_Given exercise_
Quote every line as written. Omit pictures.

+++++

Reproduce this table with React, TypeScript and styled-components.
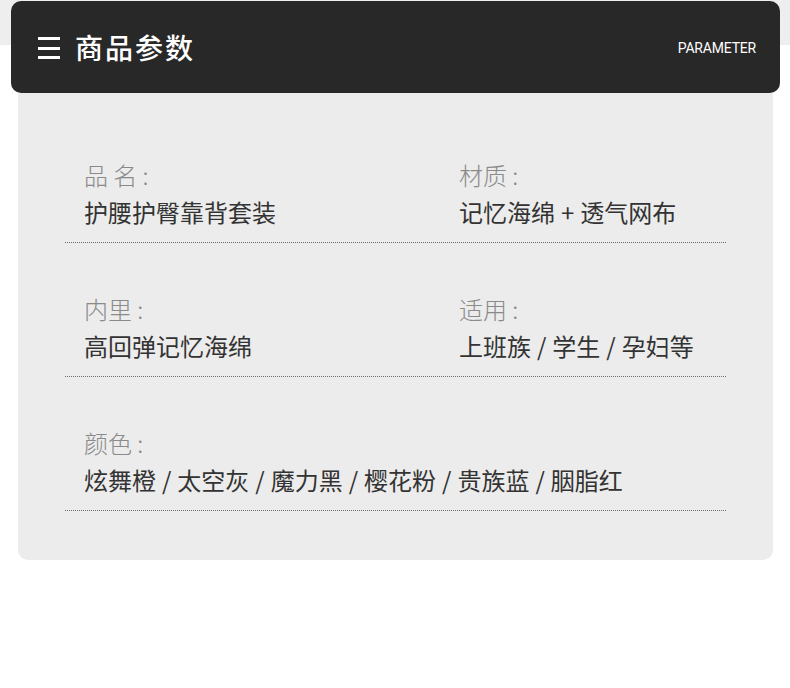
import React from 'react';
import styled, { createGlobalStyle } from 'styled-components';

const GlobalStyle = createGlobalStyle`
  body {
    margin: 0;
    background: #ffffff;
    font-family: "Noto Sans CJK SC", "Noto Sans", sans-serif;
  }
`;

type Spec = { label: string; value: string };

const rows: Spec[][] = [
  [
    { label: '品 名 :', value: '护腰护臀靠背套装' },
    { label: '材质 :', value: '记忆海绵 + 透气网布' }
  ],
  [
    { label: '内里 :', value: '高回弹记忆海绵' },
    { label: '适用 :', value: '上班族 / 学生 / 孕妇等' }
  ],
  [{ label: '颜色 :', value: '炫舞橙 / 太空灰 / 魔力黑 / 樱花粉 / 贵族蓝 / 胭脂红' }]
];

export default function App() {
  return (
    <Page>
      <GlobalStyle />
      <Header>
        <TitleGroup>
          <MenuIcon width="22" height="22" viewBox="0 0 22 22">
            <rect x="0" y="0" width="22" height="3" fill="#fff" />
            <rect x="0" y="10" width="22" height="3" fill="#fff" />
            <rect x="0" y="19" width="22" height="3" fill="#fff" />
          </MenuIcon>
          <Title>商品参数</Title>
        </TitleGroup>
        <Subtitle>PARAMETER</Subtitle>
      </Header>
      <Card>
        {rows.map((row, i) => (
          <Row key={i}>
            {row.map(item => (
              <Cell key={item.label} $wide={row.length === 1}>
                <Label>{item.label}</Label>
                <Value>{item.value}</Value>
              </Cell>
            ))}
          </Row>
        ))}
      </Card>
    </Page>
  );
}

const Page = styled.div`
  padding-top: 1px;
  min-height: 688px;
  background: linear-gradient(#eeeeee 0, #eeeeee 45px, #ffffff 45px);
`;

const Header = styled.header`
  height: 92px;
  margin: 0 10px 0 11px;
  padding: 0 24px 0 27px;
  background: #282828;
  border-radius: 10px;
  display: flex;
  align-items: center;
  justify-content: space-between;
  position: relative;
  z-index: 1;
`;

const TitleGroup = styled.div`
  display: flex;
  align-items: center;
  gap: 15px;
`;

const MenuIcon = styled.svg`
  display: block;
  margin-top: 2px;
`;

const Title = styled.h1`
  margin: 0;
  color: #ffffff;
  font-size: 28px;
  font-weight: 500;
  letter-spacing: 2px;
  line-height: 1;
`;

const Subtitle = styled.span`
  color: #ffffff;
  font-family: Roboto, "Noto Sans", sans-serif;
  font-size: 14px;
  letter-spacing: -0.2px;
  margin-top: 1px;
`;

const Card = styled.section`
  margin: 0 17px 0 18px;
  padding: 16px 47px 49px;
  background: #ececec;
  border-radius: 0 0 10px 10px;
`;

const Row = styled.div`
  display: grid;
  grid-template-columns: 375px 1fr;
  padding: 51px 0 15px;
  border-bottom: 1px dotted #6e6e6e;
`;

const Cell = styled.div<{ $wide?: boolean }>`
  padding-left: 19px;
  grid-column: ${p => (p.$wide ? '1 / -1' : 'auto')};
  display: flex;
  flex-direction: column;
  gap: 7px;
`;

const Label = styled.div`
  color: #8a8a8a;
  font-size: 24px;
  font-weight: 300;
  line-height: 30px;
`;

const Value = styled.div`
  color: #333333;
  font-size: 24px;
  font-weight: 400;
  line-height: 30px;
  word-spacing: 0.6px;
  white-space: nowrap;
`;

+++++

_The output_
Reproduce this table with React, TypeScript and styled-components.
import React from 'react';
import styled, { createGlobalStyle } from 'styled-components';

const GlobalStyle = createGlobalStyle`
  body {
    margin: 0;
    background: #ffffff;
    font-family: "Noto Sans CJK SC", "Noto Sans", sans-serif;
  }
`;

type Spec = { label: string; value: string };

const rows: Spec[][] = [
  [
    { label: '品 名 :', value: '护腰护臀靠背套装' },
    { label: '材质 :', value: '记忆海绵 + 透气网布' }
  ],
  [
    { label: '内里 :', value: '高回弹记忆海绵' },
    { label: '适用 :', value: '上班族 / 学生 / 孕妇等' }
  ],
  [{ label: '颜色 :', value: '炫舞橙 / 太空灰 / 魔力黑 / 樱花粉 / 贵族蓝 / 胭脂红' }]
];

export default function App() {
  return (
    <Page>
      <GlobalStyle />
      <Header>
        <TitleGroup>
          <MenuIcon width="22" height="22" viewBox="0 0 22 22">
            <rect x="0" y="0" width="22" height="3" fill="#fff" />
            <rect x="0" y="10" width="22" height="3" fill="#fff" />
            <rect x="0" y="19" width="22" height="3" fill="#fff" />
          </MenuIcon>
          <Title>商品参数</Title>
        </TitleGroup>
        <Subtitle>PARAMETER</Subtitle>
      </Header>
      <Card>
        {rows.map((row, i) => (
          <Row key={i}>
            {row.map(item => (
              <Cell key={item.label} $wide={row.length === 1}>
                <Label>{item.label}</Label>
                <Value>{item.value}</Value>
              </Cell>
            ))}
          </Row>
        ))}
      </Card>
    </Page>
  );
}

const Page = styled.div`
  padding-top: 1px;
  min-height: 688px;
  background: linear-gradient(#eeeeee 0, #eeeeee 45px, #ffffff 45px);
`;

const Header = styled.header`
  height: 92px;
  margin: 0 10px 0 11px;
  padding: 0 24px 0 27px;
  background: #282828;
  border-radius: 10px;
  display: flex;
  align-items: center;
  justify-content: space-between;
  position: relative;
  z-index: 1;
`;

const TitleGroup = styled.div`
  display: flex;
  align-items: center;
  gap: 15px;
`;

const MenuIcon = styled.svg`
  display: block;
  margin-top: 2px;
`;

const Title = styled.h1`
  margin: 0;
  color: #ffffff;
  font-size: 28px;
  font-weight: 500;
  letter-spacing: 2px;
  line-height: 1;
`;

const Subtitle = styled.span`
  color: #ffffff;
  font-family: Roboto, "Noto Sans", sans-serif;
  font-size: 14px;
  letter-spacing: -0.2px;
  margin-top: 1px;
`;

const Card = styled.section`
  margin: 0 17px 0 18px;
  padding: 16px 47px 49px;
  background: #ececec;
  border-radius: 0 0 10px 10px;
`;

const Row = styled.div`
  display: grid;
  grid-template-columns: 375px 1fr;
  padding: 51px 0 15px;
  border-bottom: 1px dotted #6e6e6e;
`;

const Cell = styled.div<{ $wide?: boolean }>`
  padding-left: 19px;
  grid-column: ${p => (p.$wide ? '1 / -1' : 'auto')};
  display: flex;
  flex-direction: column;
  gap: 7px;
`;

const Label = styled.div`
  color: #8a8a8a;
  font-size: 24px;
  font-weight: 300;
  line-height: 30px;
`;

const Value = styled.div`
  color: #333333;
  font-size: 24px;
  font-weight: 400;
  line-height: 30px;
  word-spacing: 0.6px;
  white-space: nowrap;
`;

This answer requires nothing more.